■ Directions: Each line containing the word "index" should be found and copied.

■ Provided material:
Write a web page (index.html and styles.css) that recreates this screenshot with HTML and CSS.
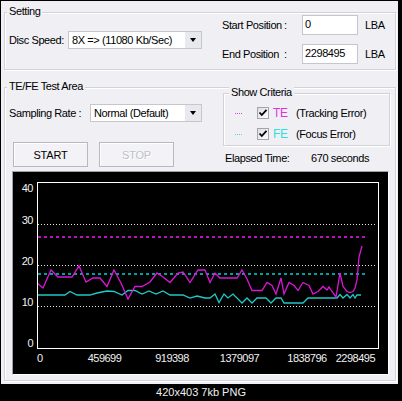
FILE: index.html
```html
<!DOCTYPE html>
<html lang="en">
<head>
    <meta charset="UTF-8">
    <meta name="viewport" content="width=device-width, initial-scale=1.0">
    <title>TE/FE Test</title>
    <link rel="stylesheet" href="styles.css">
</head>
<body>
    <div class="window">
        <div class="group setting">
            <div class="group-title">Setting</div>
            <div class="setting-body">
                <div class="speed">
                    <span class="field-label">Disc Speed:</span>
                    <div class="combo combo-speed">
                        <span class="combo-text">8X =&gt; (11080 Kb/Sec)</span>
                        <span class="combo-button"></span>
                    </div>
                </div>
                <div class="positions">
                    <span>Start Position</span><span>:</span><div class="edit">0</div><span class="unit">LBA</span>
                    <span>End Position</span><span>:</span><div class="edit">2298495</div><span class="unit">LBA</span>
                </div>
            </div>
        </div>

        <div class="group test-area">
            <div class="group-title">TE/FE Test Area</div>
            <div class="test-top">
                <div class="test-left">
                    <div class="sampling">
                        <span class="sampling-label">Sampling Rate :</span>
                        <div class="combo combo-rate">
                            <span class="combo-text">Normal (Default)</span>
                            <span class="combo-button"></span>
                        </div>
                    </div>
                    <div class="buttons">
                        <button class="btn" type="button">START</button>
                        <button class="btn" type="button" disabled>STOP</button>
                    </div>
                </div>
                <div class="test-right">
                    <div class="group criteria">
                        <div class="group-title">Show Criteria</div>
                        <div class="crit-row">
                            <span class="dots dots-te"></span>
                            <span class="check"><svg width="10" height="10" viewBox="0 0 10 10"><path d="M1.5 4.5 L3.8 7 L8.5 1.8" fill="none" stroke="#000" stroke-width="1.8"/></svg></span>
                            <span class="code code-te">TE</span>
                            <span>(Tracking Error)</span>
                        </div>
                        <div class="crit-row row-fe">
                            <span class="dots dots-fe"></span>
                            <span class="check"><svg width="10" height="10" viewBox="0 0 10 10"><path d="M1.5 4.5 L3.8 7 L8.5 1.8" fill="none" stroke="#000" stroke-width="1.8"/></svg></span>
                            <span class="code code-fe">FE</span>
                            <span>(Focus Error)</span>
                        </div>
                    </div>
                    <div class="elapsed">
                        <span class="elapsed-label">Elapsed Time:</span>
                        <span>670 seconds</span>
                    </div>
                </div>
            </div>

            <div class="chart">
                <svg width="375" height="202" viewBox="0 0 375 202">
                    <g class="grid">
                        <line x1="25" y1="52.5" x2="362" y2="52.5"/>
                        <line x1="25" y1="93.5" x2="362" y2="93.5"/>
                        <line x1="25" y1="134.5" x2="362" y2="134.5"/>
                    </g>
                    <line class="limit-te" x1="25" y1="65" x2="353" y2="65"/>
                    <line class="limit-fe" x1="25" y1="102" x2="353" y2="102"/>
                    <polyline class="line-fe" points="24,123 52,123 57,119.5 64,123 77,123 84,121 94,119 101,119.5 109,123 115,118.5 122,118.5 129,122 136,119 143,122 150,119 157,123 170,123 177,126 184,124 192,126 197,126 202,122 206,130.5 211,122 215,126 220,122 229,131 234,126 239,131 244,126 253,126 258,131 263,126 268,126 271,131 290,131 295,126 324,126 327,122.5 330,126 334,122.5 337,126 340,122.5 342,126 344,123 348,123"/>
                    <polyline class="line-te" points="24,111 30,116 38,98 45,105 59,105 66,94 73,110 80,106 87,106 94,114.5 101,98 108,111 115,127 122,114.5 129,114.5 137,110 144,101 150,105 157,110.5 165,101 170,100 177,110.5 185,98 192,98 197,110.5 202,101 207,106 224,106 229,98 234,107 239,118.5 249,118.5 254,110.5 259,113.5 263,122 268,106 271,122 276,110.5 281,113.5 285,118.5 290,110.5 296,113.5 300,122 305,119.5 310,114.5 314,118 316,115 319,119.5 323,125 327,101 330,114.5 334,119.5 337,120.5 340,119.5 342,116 344,108 346,85 349,74"/>
                    <rect class="frame" x="24.5" y="10.5" width="341" height="166"/>
                    <g class="labels">
                        <text x="20" y="20" text-anchor="end">40</text>
                        <text x="20" y="52" text-anchor="end">30</text>
                        <text x="20" y="93" text-anchor="end">20</text>
                        <text x="20" y="134" text-anchor="end">10</text>
                        <text x="20" y="175" text-anchor="end">0</text>
                        <text x="24" y="190">0</text>
                        <text x="91.5" y="190" text-anchor="middle">459699</text>
                        <text x="159" y="190" text-anchor="middle">919398</text>
                        <text x="226.5" y="190" text-anchor="middle">1379097</text>
                        <text x="294" y="190" text-anchor="middle">1838796</text>
                        <text x="362" y="190" text-anchor="end">2298495</text>
                    </g>
                </svg>
            </div>
        </div>
    </div>
    <div class="caption">420x403 7kb PNG</div>
</body>
</html>
```

FILE: styles.css
```css
body {
    margin: 0;
    width: 402px;
    height: 401px;
    background: #000;
    font-family: "Liberation Sans", Arial, sans-serif;
    font-size: 11px;
    letter-spacing: -0.4px;
    color: #000;
    overflow: hidden;
}
.window {
    box-sizing: border-box;
    width: 397px;
    height: 383px;
    margin: 1px 0 0 1px;
    padding-top: 11px;
    background: #efeff4;
    overflow: hidden;
}

/* etched group boxes */
.group {
    box-sizing: border-box;
    border: 1px solid #d2d2da;
    box-shadow: inset 1px 1px 0 #fff, 1px 1px 0 #fff;
}
.group-title {
    width: max-content;
    margin: -8px 0 0 -2px;
    padding: 0 2px;
    line-height: 13px;
    background: #efeff4;
}

.setting {
    width: 392px;
    margin-left: 3px;
    padding: 0 10px 5px 4px;
}
.setting-body {
    display: flex;
    align-items: center;
    margin-top: -3px;
}
.speed {
    display: flex;
    align-items: center;
}
.field-label {
    width: 59px;
}
.positions {
    margin-left: auto;
    display: grid;
    grid-template-columns: 62px 18px 56px 27px;
    row-gap: 9px;
    align-items: center;
}
.edit {
    box-sizing: border-box;
    height: 20px;
    padding: 1px 2px;
    line-height: 14px;
    border: 1px solid #c6c6ce;
    background: #fff;
}
.unit {
    padding-left: 7px;
}

.combo {
    box-sizing: border-box;
    display: flex;
    height: 18px;
    border: 1px solid #c6c6ce;
    background: #fff;
}
.combo-speed {
    width: 134px;
}
.combo-rate {
    width: 112px;
}
.combo-text {
    flex: 1;
    padding-left: 3px;
    line-height: 16px;
}
.combo-button {
    width: 16px;
    display: flex;
    align-items: center;
    justify-content: center;
    background: #e8e8ef;
}
.combo-button::after {
    content: '';
    border-left: 3.5px solid transparent;
    border-right: 3.5px solid transparent;
    border-top: 4px solid #000;
}

.test-area {
    width: 392px;
    margin: 17px 0 0 3px;
    padding: 0 5px 5px 4px;
}
.test-top {
    display: flex;
    align-items: flex-start;
}
.test-left {
    width: 193px;
}
.sampling {
    display: flex;
    align-items: center;
    margin-top: 11px;
}
.sampling-label {
    width: 81px;
}
.buttons {
    display: flex;
    gap: 11px;
    margin-top: 20px;
    padding-left: 4px;
}
.btn {
    box-sizing: border-box;
    width: 75px;
    height: 25px;
    padding: 0;
    border: 1px solid #b8b8c2;
    background: #f3f3f7;
    box-shadow: inset 1px 1px 0 #fff;
    font-family: inherit;
    font-size: 11px;
    letter-spacing: -0.2px;
    color: #000;
}
.btn:disabled {
    color: #c0c0c8;
    text-shadow: 1px 1px 0 #fff;
}
.test-right {
    width: 167px;
    margin-left: 21px;
}
.criteria {
    padding-bottom: 5px;
}
.criteria .group-title {
    margin-left: 5px;
}
.crit-row {
    display: flex;
    align-items: center;
    height: 13px;
    margin-top: 7px;
}
.row-fe {
    margin-top: 8px;
}
.dots {
    width: 7px;
    height: 1px;
    margin: 2px 15px 0 11px;
    background-size: 2px 1px;
    background-repeat: repeat-x;
}
.dots-te {
    background-image: linear-gradient(90deg, #e040e0 50%, transparent 50%);
}
.dots-fe {
    background-image: linear-gradient(90deg, #40e0e0 50%, transparent 50%);
}
.check {
    box-sizing: border-box;
    width: 12px;
    height: 12px;
    display: flex;
    align-items: center;
    justify-content: center;
    border: 1px solid #a4a4b0;
    background: linear-gradient(135deg, #dcdce4, #fff);
}
.code {
    width: 23px;
    margin-left: 4px;
    font-size: 12px;
}
.code-te {
    color: #e030e0;
}
.code-fe {
    color: #30e0e0;
}
.elapsed {
    display: flex;
    margin-top: 6px;
    padding-left: 2px;
    line-height: 13px;
}
.elapsed-label {
    width: 86px;
}

.chart {
    box-sizing: border-box;
    width: 377px;
    height: 204px;
    margin: 4px 0 0 3px;
    border: 1px solid;
    border-color: #a0a0a8 #fff #fff #a0a0a8;
    background: #000;
}
.chart svg {
    display: block;
}
.grid line {
    stroke: #e8e8e8;
    stroke-width: 1;
    stroke-dasharray: 1 2;
}
.limit-te {
    stroke: #c010c0;
    stroke-width: 2;
    stroke-dasharray: 3 3;
}
.limit-fe {
    stroke: #00a0a0;
    stroke-width: 2;
    stroke-dasharray: 3 3;
}
.line-te {
    fill: none;
    stroke: #d818d8;
    stroke-width: 1.3;
}
.line-fe {
    fill: none;
    stroke: #20c8c8;
    stroke-width: 1.3;
}
.frame {
    fill: none;
    stroke: #fff;
    stroke-width: 1;
}
.labels text {
    fill: #f0f0f0;
    font-size: 11px;
    letter-spacing: -0.5px;
}

.caption {
    height: 17px;
    line-height: 17px;
    text-align: center;
    color: #f0f0f0;
    font-size: 11px;
    letter-spacing: 0;
}
```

■ Exercise response:
Write a web page (index.html and styles.css) that recreates this screenshot with HTML and CSS.
FILE: index.html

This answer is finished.